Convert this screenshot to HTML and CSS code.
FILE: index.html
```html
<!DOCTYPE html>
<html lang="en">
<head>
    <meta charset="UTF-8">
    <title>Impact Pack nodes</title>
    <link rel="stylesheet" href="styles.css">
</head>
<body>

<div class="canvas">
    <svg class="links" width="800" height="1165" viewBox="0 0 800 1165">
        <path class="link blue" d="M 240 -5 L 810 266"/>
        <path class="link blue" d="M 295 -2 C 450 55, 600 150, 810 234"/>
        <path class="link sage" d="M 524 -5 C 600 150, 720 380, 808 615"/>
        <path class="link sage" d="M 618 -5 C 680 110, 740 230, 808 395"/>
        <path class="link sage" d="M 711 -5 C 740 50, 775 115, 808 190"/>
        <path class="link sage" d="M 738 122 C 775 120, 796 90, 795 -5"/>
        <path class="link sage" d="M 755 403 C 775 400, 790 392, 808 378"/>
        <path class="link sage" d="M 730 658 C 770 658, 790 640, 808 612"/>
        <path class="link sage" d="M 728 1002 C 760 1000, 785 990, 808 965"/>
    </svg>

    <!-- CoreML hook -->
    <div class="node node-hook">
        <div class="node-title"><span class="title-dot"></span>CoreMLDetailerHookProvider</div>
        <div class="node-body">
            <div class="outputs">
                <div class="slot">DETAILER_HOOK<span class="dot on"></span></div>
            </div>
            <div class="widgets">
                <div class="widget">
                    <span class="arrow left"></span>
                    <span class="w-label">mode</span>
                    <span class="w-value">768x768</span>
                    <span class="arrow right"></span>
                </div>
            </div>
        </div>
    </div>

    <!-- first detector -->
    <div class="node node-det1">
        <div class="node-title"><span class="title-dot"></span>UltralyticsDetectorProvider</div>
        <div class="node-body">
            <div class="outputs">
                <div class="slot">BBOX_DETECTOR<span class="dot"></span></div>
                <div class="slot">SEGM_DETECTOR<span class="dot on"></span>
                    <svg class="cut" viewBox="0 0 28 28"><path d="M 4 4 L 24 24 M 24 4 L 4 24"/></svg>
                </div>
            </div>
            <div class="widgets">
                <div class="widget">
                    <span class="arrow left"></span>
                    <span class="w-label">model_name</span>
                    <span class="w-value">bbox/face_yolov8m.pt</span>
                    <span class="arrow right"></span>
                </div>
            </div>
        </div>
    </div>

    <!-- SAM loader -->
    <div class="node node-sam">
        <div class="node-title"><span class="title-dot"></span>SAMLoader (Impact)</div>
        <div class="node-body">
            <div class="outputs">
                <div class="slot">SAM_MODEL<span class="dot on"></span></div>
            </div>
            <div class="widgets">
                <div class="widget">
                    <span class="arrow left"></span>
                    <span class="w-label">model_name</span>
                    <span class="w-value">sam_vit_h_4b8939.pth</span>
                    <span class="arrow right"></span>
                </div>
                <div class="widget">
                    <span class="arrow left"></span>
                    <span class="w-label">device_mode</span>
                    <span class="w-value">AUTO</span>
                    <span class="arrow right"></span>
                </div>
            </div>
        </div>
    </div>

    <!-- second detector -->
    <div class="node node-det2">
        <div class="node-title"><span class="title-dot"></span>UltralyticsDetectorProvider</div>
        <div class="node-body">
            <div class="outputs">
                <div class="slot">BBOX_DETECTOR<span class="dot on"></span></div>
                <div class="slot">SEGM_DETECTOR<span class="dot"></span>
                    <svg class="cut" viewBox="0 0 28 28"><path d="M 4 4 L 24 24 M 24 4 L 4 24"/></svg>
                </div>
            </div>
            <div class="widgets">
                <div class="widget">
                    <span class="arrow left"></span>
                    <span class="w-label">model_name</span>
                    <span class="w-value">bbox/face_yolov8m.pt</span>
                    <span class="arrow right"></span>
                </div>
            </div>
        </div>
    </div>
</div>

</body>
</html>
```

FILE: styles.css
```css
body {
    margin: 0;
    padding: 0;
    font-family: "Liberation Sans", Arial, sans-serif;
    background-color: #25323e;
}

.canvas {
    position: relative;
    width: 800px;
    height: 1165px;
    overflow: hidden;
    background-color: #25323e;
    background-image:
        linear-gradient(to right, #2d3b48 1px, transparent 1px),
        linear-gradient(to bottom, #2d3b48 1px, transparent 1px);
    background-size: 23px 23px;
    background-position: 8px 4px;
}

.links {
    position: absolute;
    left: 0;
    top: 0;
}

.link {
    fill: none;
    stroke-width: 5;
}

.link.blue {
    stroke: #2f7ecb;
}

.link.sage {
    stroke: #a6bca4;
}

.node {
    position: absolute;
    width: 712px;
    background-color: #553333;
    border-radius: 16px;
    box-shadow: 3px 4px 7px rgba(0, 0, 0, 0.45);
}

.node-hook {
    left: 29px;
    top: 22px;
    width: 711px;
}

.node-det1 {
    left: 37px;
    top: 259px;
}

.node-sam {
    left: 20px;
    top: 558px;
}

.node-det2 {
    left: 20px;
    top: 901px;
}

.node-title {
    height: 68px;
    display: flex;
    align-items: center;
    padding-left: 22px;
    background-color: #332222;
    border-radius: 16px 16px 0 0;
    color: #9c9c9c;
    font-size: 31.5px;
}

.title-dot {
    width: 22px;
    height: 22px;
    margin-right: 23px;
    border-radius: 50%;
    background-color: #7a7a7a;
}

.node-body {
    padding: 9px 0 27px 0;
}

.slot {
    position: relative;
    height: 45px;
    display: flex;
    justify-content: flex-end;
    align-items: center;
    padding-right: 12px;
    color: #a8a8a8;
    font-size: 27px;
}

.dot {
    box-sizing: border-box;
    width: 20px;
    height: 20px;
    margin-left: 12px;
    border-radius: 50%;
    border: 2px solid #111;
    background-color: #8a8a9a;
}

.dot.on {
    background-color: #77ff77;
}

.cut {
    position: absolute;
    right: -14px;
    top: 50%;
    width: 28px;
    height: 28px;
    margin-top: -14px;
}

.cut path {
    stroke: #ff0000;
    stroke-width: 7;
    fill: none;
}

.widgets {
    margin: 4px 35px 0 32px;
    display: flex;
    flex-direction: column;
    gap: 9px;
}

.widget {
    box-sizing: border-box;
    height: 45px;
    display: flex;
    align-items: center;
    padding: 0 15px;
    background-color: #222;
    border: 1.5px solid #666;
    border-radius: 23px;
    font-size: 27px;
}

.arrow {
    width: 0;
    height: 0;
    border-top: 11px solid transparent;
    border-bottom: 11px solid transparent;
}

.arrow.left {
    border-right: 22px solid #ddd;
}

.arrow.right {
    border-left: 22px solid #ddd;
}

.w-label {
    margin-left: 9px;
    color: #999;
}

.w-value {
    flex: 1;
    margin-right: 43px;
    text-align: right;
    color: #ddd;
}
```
--
> **Exercise goal**
Transcribe the data above in full, exactly.

> **Result of the exercise**
Convert this screenshot to HTML and CSS code.
FILE: index.html
```html
<!DOCTYPE html>
<html lang="en">
<head>
    <meta charset="UTF-8">
    <title>Impact Pack nodes</title>
    <link rel="stylesheet" href="styles.css">
</head>
<body>

<div class="canvas">
    <svg class="links" width="800" height="1165" viewBox="0 0 800 1165">
        <path class="link blue" d="M 240 -5 L 810 266"/>
        <path class="link blue" d="M 295 -2 C 450 55, 600 150, 810 234"/>
        <path class="link sage" d="M 524 -5 C 600 150, 720 380, 808 615"/>
        <path class="link sage" d="M 618 -5 C 680 110, 740 230, 808 395"/>
        <path class="link sage" d="M 711 -5 C 740 50, 775 115, 808 190"/>
        <path class="link sage" d="M 738 122 C 775 120, 796 90, 795 -5"/>
        <path class="link sage" d="M 755 403 C 775 400, 790 392, 808 378"/>
        <path class="link sage" d="M 730 658 C 770 658, 790 640, 808 612"/>
        <path class="link sage" d="M 728 1002 C 760 1000, 785 990, 808 965"/>
    </svg>

    <!-- CoreML hook -->
    <div class="node node-hook">
        <div class="node-title"><span class="title-dot"></span>CoreMLDetailerHookProvider</div>
        <div class="node-body">
            <div class="outputs">
                <div class="slot">DETAILER_HOOK<span class="dot on"></span></div>
            </div>
            <div class="widgets">
                <div class="widget">
                    <span class="arrow left"></span>
                    <span class="w-label">mode</span>
                    <span class="w-value">768x768</span>
                    <span class="arrow right"></span>
                </div>
            </div>
        </div>
    </div>

    <!-- first detector -->
    <div class="node node-det1">
        <div class="node-title"><span class="title-dot"></span>UltralyticsDetectorProvider</div>
        <div class="node-body">
            <div class="outputs">
                <div class="slot">BBOX_DETECTOR<span class="dot"></span></div>
                <div class="slot">SEGM_DETECTOR<span class="dot on"></span>
                    <svg class="cut" viewBox="0 0 28 28"><path d="M 4 4 L 24 24 M 24 4 L 4 24"/></svg>
                </div>
            </div>
            <div class="widgets">
                <div class="widget">
                    <span class="arrow left"></span>
                    <span class="w-label">model_name</span>
                    <span class="w-value">bbox/face_yolov8m.pt</span>
                    <span class="arrow right"></span>
                </div>
            </div>
        </div>
    </div>

    <!-- SAM loader -->
    <div class="node node-sam">
        <div class="node-title"><span class="title-dot"></span>SAMLoader (Impact)</div>
        <div class="node-body">
            <div class="outputs">
                <div class="slot">SAM_MODEL<span class="dot on"></span></div>
            </div>
            <div class="widgets">
                <div class="widget">
                    <span class="arrow left"></span>
                    <span class="w-label">model_name</span>
                    <span class="w-value">sam_vit_h_4b8939.pth</span>
                    <span class="arrow right"></span>
                </div>
                <div class="widget">
                    <span class="arrow left"></span>
                    <span class="w-label">device_mode</span>
                    <span class="w-value">AUTO</span>
                    <span class="arrow right"></span>
                </div>
            </div>
        </div>
    </div>

    <!-- second detector -->
    <div class="node node-det2">
        <div class="node-title"><span class="title-dot"></span>UltralyticsDetectorProvider</div>
        <div class="node-body">
            <div class="outputs">
                <div class="slot">BBOX_DETECTOR<span class="dot on"></span></div>
                <div class="slot">SEGM_DETECTOR<span class="dot"></span>
                    <svg class="cut" viewBox="0 0 28 28"><path d="M 4 4 L 24 24 M 24 4 L 4 24"/></svg>
                </div>
            </div>
            <div class="widgets">
                <div class="widget">
                    <span class="arrow left"></span>
                    <span class="w-label">model_name</span>
                    <span class="w-value">bbox/face_yolov8m.pt</span>
                    <span class="arrow right"></span>
                </div>
            </div>
        </div>
    </div>
</div>

</body>
</html>
```

FILE: styles.css
```css
body {
    margin: 0;
    padding: 0;
    font-family: "Liberation Sans", Arial, sans-serif;
    background-color: #25323e;
}

.canvas {
    position: relative;
    width: 800px;
    height: 1165px;
    overflow: hidden;
    background-color: #25323e;
    background-image:
        linear-gradient(to right, #2d3b48 1px, transparent 1px),
        linear-gradient(to bottom, #2d3b48 1px, transparent 1px);
    background-size: 23px 23px;
    background-position: 8px 4px;
}

.links {
    position: absolute;
    left: 0;
    top: 0;
}

.link {
    fill: none;
    stroke-width: 5;
}

.link.blue {
    stroke: #2f7ecb;
}

.link.sage {
    stroke: #a6bca4;
}

.node {
    position: absolute;
    width: 712px;
    background-color: #553333;
    border-radius: 16px;
    box-shadow: 3px 4px 7px rgba(0, 0, 0, 0.45);
}

.node-hook {
    left: 29px;
    top: 22px;
    width: 711px;
}

.node-det1 {
    left: 37px;
    top: 259px;
}

.node-sam {
    left: 20px;
    top: 558px;
}

.node-det2 {
    left: 20px;
    top: 901px;
}

.node-title {
    height: 68px;
    display: flex;
    align-items: center;
    padding-left: 22px;
    background-color: #332222;
    border-radius: 16px 16px 0 0;
    color: #9c9c9c;
    font-size: 31.5px;
}

.title-dot {
    width: 22px;
    height: 22px;
    margin-right: 23px;
    border-radius: 50%;
    background-color: #7a7a7a;
}

.node-body {
    padding: 9px 0 27px 0;
}

.slot {
    position: relative;
    height: 45px;
    display: flex;
    justify-content: flex-end;
    align-items: center;
    padding-right: 12px;
    color: #a8a8a8;
    font-size: 27px;
}

.dot {
    box-sizing: border-box;
    width: 20px;
    height: 20px;
    margin-left: 12px;
    border-radius: 50%;
    border: 2px solid #111;
    background-color: #8a8a9a;
}

.dot.on {
    background-color: #77ff77;
}

.cut {
    position: absolute;
    right: -14px;
    top: 50%;
    width: 28px;
    height: 28px;
    margin-top: -14px;
}

.cut path {
    stroke: #ff0000;
    stroke-width: 7;
    fill: none;
}

.widgets {
    margin: 4px 35px 0 32px;
    display: flex;
    flex-direction: column;
    gap: 9px;
}

.widget {
    box-sizing: border-box;
    height: 45px;
    display: flex;
    align-items: center;
    padding: 0 15px;
    background-color: #222;
    border: 1.5px solid #666;
    border-radius: 23px;
    font-size: 27px;
}

.arrow {
    width: 0;
    height: 0;
    border-top: 11px solid transparent;
    border-bottom: 11px solid transparent;
}

.arrow.left {
    border-right: 22px solid #ddd;
}

.arrow.right {
    border-left: 22px solid #ddd;
}

.w-label {
    margin-left: 9px;
    color: #999;
}

.w-value {
    flex: 1;
    margin-right: 43px;
    text-align: right;
    color: #ddd;
}
```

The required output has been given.